Madras HC Issues Directives to Tamil Nadu Govt to Ask Schools to Frame Anti-Sexual Harassment Policy

The Madurai Bench of the Madras High Court recently issued an array of directions to the Tamil Nadu government for effective implementation of policies and legislation framed against sexual crimes in schools across the state.

Importantly, the court suggested that an anti-sexual harassment policy may also be framed by the schools and a copy of the same should be distributed to the students and teachers.

The bench of Justice R Mahadevan and Justice J Sathya Narayana Prasad ordered that the School Education Department in coordination with the State Commission for Protection of Child will ensure that Internal Complaints Committee is constituted in schools as required under the Sexual Harassment of Women at Workplace (Prevention, Prohibition and Redressal) Act, 2013.

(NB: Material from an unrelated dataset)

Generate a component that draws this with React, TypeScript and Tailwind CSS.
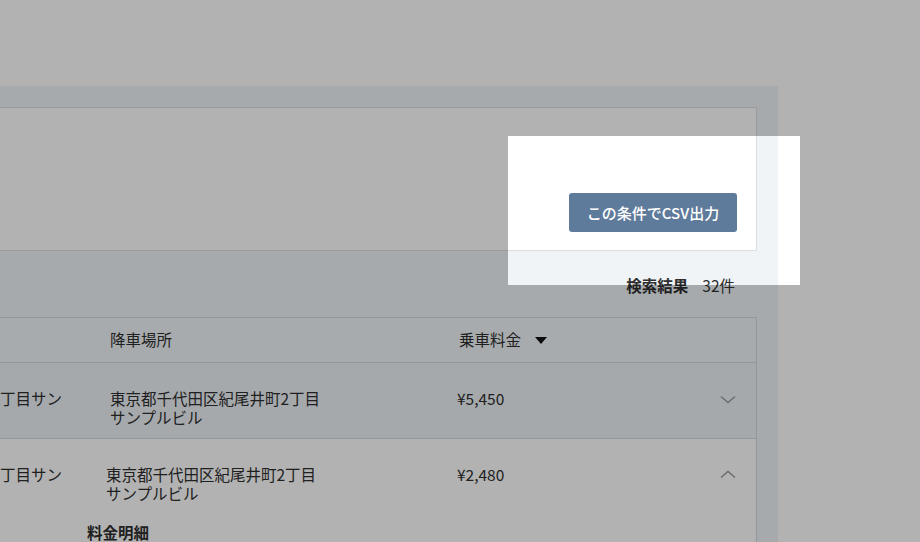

The court directed that the department will also ensure that every school has a reporting and redressal mechanism in place and it is made known to the students.

It also said sexual abuse is an assault on the very dignity and personhood of a child, which leaves a lasting trauma on children hindering their overall development.

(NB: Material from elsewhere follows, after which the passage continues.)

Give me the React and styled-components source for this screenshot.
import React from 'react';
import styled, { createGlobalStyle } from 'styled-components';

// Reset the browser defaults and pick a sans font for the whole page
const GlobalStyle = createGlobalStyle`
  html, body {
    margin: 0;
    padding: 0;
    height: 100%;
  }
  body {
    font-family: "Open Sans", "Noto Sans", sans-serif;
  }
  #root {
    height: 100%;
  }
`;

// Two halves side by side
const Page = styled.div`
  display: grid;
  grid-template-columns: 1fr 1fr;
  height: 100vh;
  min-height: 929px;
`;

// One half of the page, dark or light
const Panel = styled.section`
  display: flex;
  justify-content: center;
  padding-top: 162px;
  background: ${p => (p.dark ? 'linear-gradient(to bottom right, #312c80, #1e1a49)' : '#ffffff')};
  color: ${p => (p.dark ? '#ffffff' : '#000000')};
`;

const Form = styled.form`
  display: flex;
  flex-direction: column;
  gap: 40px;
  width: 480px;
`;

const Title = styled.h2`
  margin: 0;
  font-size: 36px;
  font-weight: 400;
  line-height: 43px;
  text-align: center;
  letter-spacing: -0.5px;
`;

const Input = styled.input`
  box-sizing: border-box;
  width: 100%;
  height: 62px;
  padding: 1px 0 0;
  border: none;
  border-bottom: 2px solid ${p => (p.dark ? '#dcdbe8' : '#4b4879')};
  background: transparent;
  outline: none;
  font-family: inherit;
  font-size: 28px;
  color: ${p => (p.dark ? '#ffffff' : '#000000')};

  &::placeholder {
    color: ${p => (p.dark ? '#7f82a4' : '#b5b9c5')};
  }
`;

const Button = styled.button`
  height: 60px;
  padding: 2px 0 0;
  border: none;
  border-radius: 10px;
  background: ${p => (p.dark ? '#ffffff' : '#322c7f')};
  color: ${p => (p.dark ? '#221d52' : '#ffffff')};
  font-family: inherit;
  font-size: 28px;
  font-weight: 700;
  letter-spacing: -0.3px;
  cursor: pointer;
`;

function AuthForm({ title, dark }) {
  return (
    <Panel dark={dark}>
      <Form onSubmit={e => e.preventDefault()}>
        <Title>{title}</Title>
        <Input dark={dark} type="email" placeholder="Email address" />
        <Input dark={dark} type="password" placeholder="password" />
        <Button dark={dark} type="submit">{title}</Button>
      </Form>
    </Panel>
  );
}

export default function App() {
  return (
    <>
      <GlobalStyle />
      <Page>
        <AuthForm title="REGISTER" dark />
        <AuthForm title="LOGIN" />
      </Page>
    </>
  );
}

Keeping the same in view, the court ordered that a nodal body with representatives from the State Commission for Protection of Child and School Education Department shall be formed to coordinate and monitor the government-led awareness and sensitisation programmes in schools on sexual abuse; and monitor the operationalisation of mobile counselling centres.

The directions were issued in a writ petition moved by social activist A. Veronica Mary based on the report published in the newspapers about an arrest of a schoolteacher for teaching in an obscene manner. A girl student had attempted suicide as a result of sexual harassment.

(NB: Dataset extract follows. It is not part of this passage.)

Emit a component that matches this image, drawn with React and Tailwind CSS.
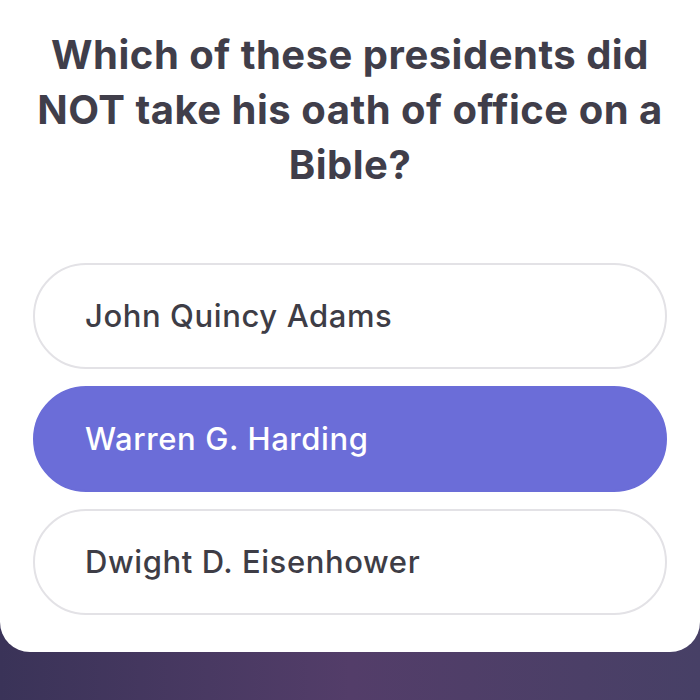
const OPTIONS = [
  { label: "John Quincy Adams", picked: false },
  { label: "Warren G. Harding", picked: true },
  { label: "Dwight D. Eisenhower", picked: false },
];

export default function App() {
  return (
    <div
      className="w-[700px] h-[700px] overflow-hidden bg-gradient-to-r from-[#3a3358] via-[#533d69] to-[#474066]"
      style={{ fontFamily: "Inter, 'Noto Sans', sans-serif" }}
    >
      <div className="bg-white rounded-b-[30px] h-[652px] px-[28px] pt-[27px]">
        {/* question */}
        <h1 className="text-center font-bold text-[40px] leading-[55px] text-[#403e4a] tracking-[0.5px]">
          Which of these presidents did NOT take his oath of office on a Bible?
        </h1>

        {/* answers */}
        <div className="mt-[71px] px-[5px] flex flex-col gap-[17px]">
          {OPTIONS.map((o) => (
            <div
              key={o.label}
              className={
                o.picked
                  ? "h-[106px] rounded-full bg-[#6b6dd8] border-2 border-[#6b6dd8] flex items-center pl-[50px] text-white"
                  : "h-[106px] rounded-full bg-white border-2 border-[#e3e2e6] flex items-center pl-[50px] text-[#3e3d46]"
              }
            >
              <span className="text-[31px] font-medium tracking-[0.6px]">{o.label}</span>
            </div>
          ))}
        </div>
      </div>
    </div>
  );
}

Mary had sought issuance of a writ of mandamus, directing the respondent authorities to ensure proper functioning of the mobile counselling centres to prevent sexual crimes against the students in government, government-aided and private schools.

Mary had relied on a government order dated May 17, 2012 issued by the School Education Department which was passed to set up mobile counselling centres, offering counselling services to the students through a professional counsellor or an assistant, giving awareness to the students and training to the teachers, for the purpose of solving the problems relating to sexual harassment in schools.

Mary had alleged that such mobile counselling centres have not been in operation effectively in any district.

The court directed the respondents to consider the representation made in September this year by Mary to take steps to ensure the functioning of the mobile counselling centres and take immediate action.

It ordered that if the mobile counselling services are found to be not functioning properly, the same should be in operation forthwith.